Chojnice – legendy i podania miejskie
W każdej legendzie tkwi ziarno prawdy
Każde miasto w Polsce posiada swoje legendy miejskie. Są to opowieści mniej lub bardziej straszne, niekiedy nawiązujące bezpośrednio do faktycznych zdarzeń, innym razem wywodzące się z mitologii słowiańskiej. Również Chojnice posiadają niejedną legendę, a każda z nich wpisała się już na stałe w historię naszego miasta. Dziś opowiemy sobie kilka z tych legend.
Przeklęty skarb?
Legenda ta pochodzi z lat 20-tych XX wieku. Właśnie wtedy jeden z mieszkańców Chojnic miał dowiedzieć się od proszalnego dziada o skarbie zakopanym pod dębem w drodze z Chojnic do Charzykowa. Jako, że była to droga dość uczęszczana mężczyzna miał wybrać się nocą w celu wykopania skarbu. Po dłuższym czasie kopania uderzył łopatą w coś, co wydało metaliczny dźwięk. Mężczyzna ucieszył się, ale zaraz zrzedła mu mina, gdyż zorientował się, iż nagle nastał biały dzień, a po drodze chodzą ludzie i zmierzając do kościoła z niesmakiem komentują to, że ów delikwent pracuje w niedzielę. Mężczyzna przestraszył się i zaczął zakopywać dół. Jednakże kiedy to robił znów nastała ciemna noc. Uciekł więc z tego miejsca i nigdy już nie powrócił.
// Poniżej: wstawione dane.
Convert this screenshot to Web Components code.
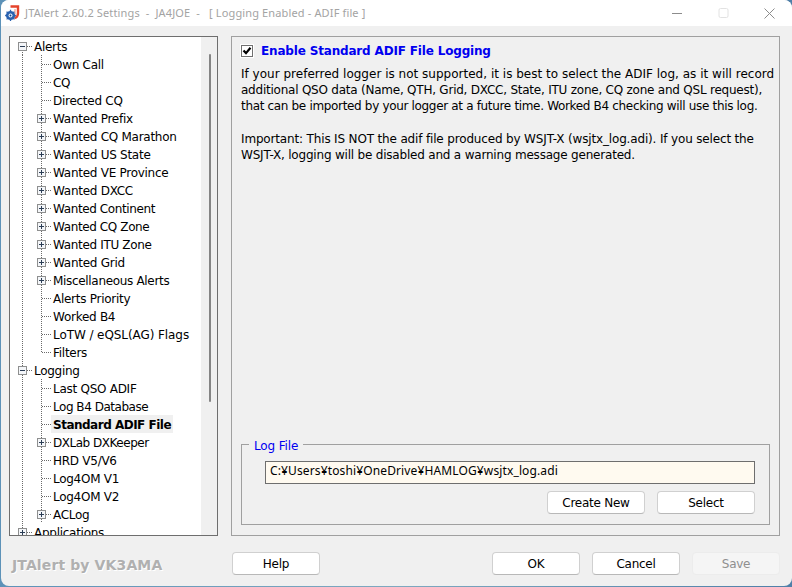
<!DOCTYPE html><html><head><meta charset="utf-8"><style>html,body{margin:0;padding:0;background:#3f6f9f}</style></head><body>
<template id="t-win"><style>
:host{display:flex;flex-direction:column;width:792px;height:587px;box-sizing:border-box;overflow:hidden;font:12px "DejaVu Sans",sans-serif;color:#000;background:linear-gradient(90deg,#5d92b8,#7fa9c0 50%,#4f7fa8)}
.w{flex:1;display:flex;flex-direction:column;margin:0 0 1px 1px;background:#f0f0f0;border-radius:8px}
.c{flex:1;display:flex;flex-direction:column;padding:10px 12px 0 8px}
.m{display:flex;gap:13px;height:500px}
.f{display:flex;align-items:center;margin-top:16px;height:23px}
.gap{flex:1}
.r{display:flex;gap:12px}
</style><div class="w"><slot name="title"></slot><div class="c"><div class="m"><slot name="tree"></slot><slot name="panel"></slot></div><div class="f"><slot name="mark"></slot><slot name="help"></slot><span class="gap"></span><div class="r"><slot name="act"></slot></div></div></div></div></template>

<template id="t-title"><style>
:host{display:flex;align-items:center;height:26px;background:#fff;border-radius:8px 8px 0 0;padding-left:4px;color:#a3a3a3;font:11px "Noto Sans",sans-serif;letter-spacing:.14px;white-space:pre}
svg{flex:none}
.t{margin-left:4px;flex:1;padding-bottom:1px}
.b{display:flex;align-items:center;gap:0}
.b span{width:46px;display:flex;justify-content:center}
</style><svg width="16" height="16" viewBox="0 0 16 16"><path d="M5.5 1.5H13V8c0 2.6-1 4.6-3.6 5" fill="none" stroke="#e5432b" stroke-width="2.4"/><path d="M10 4v5" stroke="#f08a70" stroke-width="1"/><circle cx="5.5" cy="10.5" r="4.6" fill="#2a62b0"/><path d="M5.5 4.8v11.4M.1 10.5h10.8M1.6 6.6l7.8 7.8M9.4 6.6l-7.8 7.8" stroke="#2a62b0" stroke-width="1.3"/><circle cx="5.5" cy="10.5" r="2" fill="#e6eef8"/><circle cx="5.5" cy="10.5" r=".9" fill="#123f85"/></svg><span class="t"><slot></slot></span><div class="b"><span><svg width="11" height="11"><rect x="0" y="5" width="10" height="1" fill="#8c8c8c"/></svg></span><span><svg width="11" height="11"><rect x="1" y=".5" width="9" height="9" rx="1.5" fill="none" stroke="#e2e2e2"/></svg></span><span><svg width="11" height="11"><path d="M.5 .5l10 10M10.5 .5l-10 10" stroke="#8c8c8c" fill="none"/></svg></span></div></template>

<template id="t-tree"><style>
:host{display:flex;flex:none;width:209px;height:500px;box-sizing:border-box;border:1px solid #6e6e6e;background:#fff;overflow:hidden}
.l{flex:1;min-width:0;overflow:hidden;padding-top:0;height:498px}
.s{width:16px;flex:none;background:#f0f0f0;display:flex;justify-content:center;padding-top:17px;padding-left:1px;box-sizing:border-box}
.s i{display:block;width:2px;height:348px;background:#858585;border-radius:1px}
</style><div class="l"><slot></slot></div><div class="s"><i></i></div></template>

<template id="t-row"><style>
:host{display:flex;height:18px;padding-left:3px;align-items:center;white-space:nowrap;letter-spacing:-.27px;color:#000}
svg{flex:none;display:block}
.x{margin-left:2px;line-height:18px;position:relative;top:1px}
:host([sel]) .x{background:#f0f0f0;font-weight:bold;margin-left:0;padding:0 2px;letter-spacing:-.5px;top:0;height:18px;line-height:20px;overflow:hidden}
</style><span id="g" style="display:flex"></span><span class="x"><slot></slot></span></template>

<template id="t-panel"><style>
:host{display:flex;flex:none;flex-direction:column;width:549px;height:500px;box-sizing:border-box;border:1px solid #a0a0a0;background:#f0f0f0;padding:7px 9px 10px 9px}
.h{display:flex;align-items:center;gap:8px;height:13px}
.c{display:block;width:12px;height:12px;box-sizing:border-box;background:#fff;border:1px solid #707070;outline:1px solid #fff;flex:none}
.tl{color:#0000f0;font-weight:bold;font-size:12px;letter-spacing:-.17px}
.b{margin-top:9px;line-height:16.2px;white-space:pre;flex:1;min-width:0}
</style><div class="h"><span class="c"><svg width="10" height="10" viewBox="0 0 10 10" style="display:block"><path d="M1.5 4.5l2.5 2.6L8.5 1.8" fill="none" stroke="#000" stroke-width="2.2"/></svg></span><span class="tl"><slot name="head"></slot></span></div><div class="b"><slot></slot></div><slot name="group"></slot></template>

<template id="t-group"><style>
:host{display:block;position:relative;height:81px;box-sizing:border-box;border:1px solid #a0a0a0;padding:16px 14px 0 23px}
.lg{position:absolute;left:7px;top:-6px;background:#f0f0f0;padding:0 5px;color:#0000f0;letter-spacing:-.15px;line-height:15px}
.i{display:block;height:23px;line-height:21px;box-sizing:border-box;border:1px solid #6e6e6e;background:#fffaf0;padding-left:4px;font:12px "Noto Sans","Noto Sans CJK JP",sans-serif;letter-spacing:.13px;white-space:nowrap}
.r{display:flex;justify-content:flex-end;gap:12px;margin-top:7px}
</style><span class="lg"><slot name="legend"></slot></span><span class="i"><slot name="path"></slot></span><div class="r"><slot></slot></div></template>

<template id="t-btn"><style>
:host{display:flex;width:88px;height:23px;box-sizing:border-box;align-items:center;justify-content:center;background:#fff;border:1px solid #d0d0d0;border-bottom-color:#b8b8b8;border-radius:4px;letter-spacing:-.25px;flex:none}
:host([w98]){width:98px;height:23px}
:host([dis]){background:#f5f5f5;border-color:#ececec;color:#8f8f8f}
</style><slot></slot></template>

<template id="t-mark"><style>
:host{display:block;width:223px;color:#b0b0b0;font:bold 14px "DejaVu Sans",sans-serif;letter-spacing:.12px;text-shadow:1px 1px 0 #fff;padding:3px 0 0 3px;white-space:nowrap;box-sizing:border-box;flex:none}
</style><slot></slot></template>

<app-window>
<title-bar slot="title">JTAlert 2.60.2 Settings  -  JA4JOE  -   [ Logging Enabled - ADIF file ]</title-bar>
<tree-box slot="tree" id="tree"></tree-box>
<opt-panel slot="panel"><span slot="head">Enable Standard ADIF File Logging</span><span style="letter-spacing:.01px">If your preferred logger is not supported, it is best to select the ADIF log, as it will record</span>
<span style="letter-spacing:-.23px">additional QSO data (Name, QTH, Grid, DXCC, State, ITU zone, CQ zone and QSL request),</span>
<span style="letter-spacing:-.33px">that can be imported by your logger at a future time. Worked B4 checking will use this log.</span>

<span style="letter-spacing:-.16px">Important: This IS NOT the adif file produced by WSJT-X (wsjtx_log.adi). If you select the</span>
<span style="letter-spacing:-.2px">WSJT-X, logging will be disabled and a warning message generated.</span><log-group slot="group"><span slot="legend">Log File</span><span slot="path">C:¥Users¥toshi¥OneDrive¥HAMLOG¥wsjtx_log.adi</span><ui-btn w98>Create New</ui-btn><ui-btn w98>Select</ui-btn></log-group></opt-panel>
<foot-mark slot="mark">JTAlert by VK3AMA</foot-mark>
<ui-btn slot="help">Help</ui-btn>
<ui-btn slot="act">OK</ui-btn><ui-btn slot="act">Cancel</ui-btn><ui-btn slot="act" dis>Save</ui-btn>
</app-window>
<script>
function def(n,t,extra){customElements.define(n,class extends HTMLElement{constructor(){super();this.attachShadow({mode:'open'}).appendChild(document.getElementById(t).content.cloneNode(true))}connectedCallback(){extra&&extra.call(this)}})}
def('app-window','t-win');def('title-bar','t-title');def('tree-box','t-tree');def('opt-panel','t-panel');def('log-group','t-group');def('ui-btn','t-btn');def('foot-mark','t-mark');
const D='stroke="#6a6a6a" stroke-dasharray="1 1" fill="none" shape-rendering="crispEdges"';
function cell(o){
 let s='<svg width="19" height="18">';
 if(o.v==='full')s+=`<path d="M9.5 0V18" ${D}/>`;
 if(o.v==='top')s+=`<path d="M9.5 0V9" ${D}/>`;
 if(o.v==='bot')s+=`<path d="M9.5 9V18" ${D}/>`;
 if(o.stub)s+=`<path d="M10 9.5H20" ${D}/>`;
 if(o.box){s+='<rect x="5.5" y="5.5" width="8" height="8" fill="#f4f6f9" stroke="#8e8f8f" shape-rendering="crispEdges"/><path d="M7 9.5h5" stroke="#2b3d55" shape-rendering="crispEdges"/>';if(o.box==='+')s+='<path d="M9.5 7v5" stroke="#2b3d55" shape-rendering="crispEdges"/>'}
 return s+'</svg>';
}
def('tree-row','t-row',function(){const g=this.shadowRoot.getElementById('g'),l=+this.getAttribute('lv'),k=this.getAttribute('k'),last=this.hasAttribute('last'),first=this.hasAttribute('first');
 g.innerHTML=l===0?cell({v:first?'bot':'full',stub:1,box:k}):cell({v:'full'})+cell({v:last?'top':'full',stub:1,box:k});});
const rows=[[0,'-','Alerts','first'],[1,'','Own Call'],[1,'','CQ'],[1,'','Directed CQ'],[1,'+','Wanted Prefix'],[1,'+','Wanted CQ Marathon'],[1,'+','Wanted US State'],[1,'+','Wanted VE Province'],[1,'+','Wanted DXCC'],[1,'+','Wanted Continent',,-.39],[1,'+','Wanted CQ Zone',,-.39],[1,'+','Wanted ITU Zone',,-.34],[1,'+','Wanted Grid'],[1,'+','Miscellaneous Alerts',,-.32],[1,'','Alerts Priority'],[1,'','Worked B4'],[1,'','LoTW / eQSL(AG) Flags',,-.08],[1,'','Filters','last'],[0,'-','Logging'],[1,'','Last QSO ADIF'],[1,'','Log B4 Database',,-.47],[1,'','Standard ADIF File','sel'],[1,'+','DXLab DXKeeper',,-.48],[1,'','HRD V5/V6'],[1,'','Log4OM V1'],[1,'','Log4OM V2'],[1,'+','ACLog'],[0,'+','Applications']];
const tr=document.getElementById('tree');
for(const [l,k,t,f,ls] of rows){const r=document.createElement('tree-row');r.setAttribute('lv',l);if(k)r.setAttribute('k',k);if(f)r.setAttribute(f,'');if(ls)r.style.letterSpacing=ls+'px';r.textContent=t;tr.appendChild(r)}
</script></body></html>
Czarodziej, który uwięził zarazę
W 1709 roku Chojnice nawiedziła epidemia dżumy. Chorowało wielu mieszkańców i wielu też umierało. Pewnego dnia przybył do Chojnic pewien człowiek, który twierdził, że umie ujarzmić dżumę. Nakazał wydrążyć w wierzbie rosnącej przy kościele dziuplę i przygotować drewniany czop do jej zatkania. Następnie przeprowadził przez miasto procesję modlitewną prowadzącą do wierzby. Dotarłszy tam nieznajomy miał wypowiedzieć dziwne formuły, a następnie kazał zaczopować dziuplę. Następnego dnia po pladze nie było ani śladu.
Duch czeskiego żołnierza
W 1433 roku husyci oblegali Chojnice. Byli to w większości żołnierze czeskiego pochodzenia. Obrońcy miasta postanowili osuszyć Jezioro Zakonne. W efekcie powstały bagna, na których utknęły łódki przeprawiających się przezeń napastników. Większość z nich wydostała się z bagien, ale jeden Czech został pochłonięty przez trzęsawiska. Jego duch do dziś krąży w okolicy Baszty Kościelnej i straszy przypadkowych przechodniów.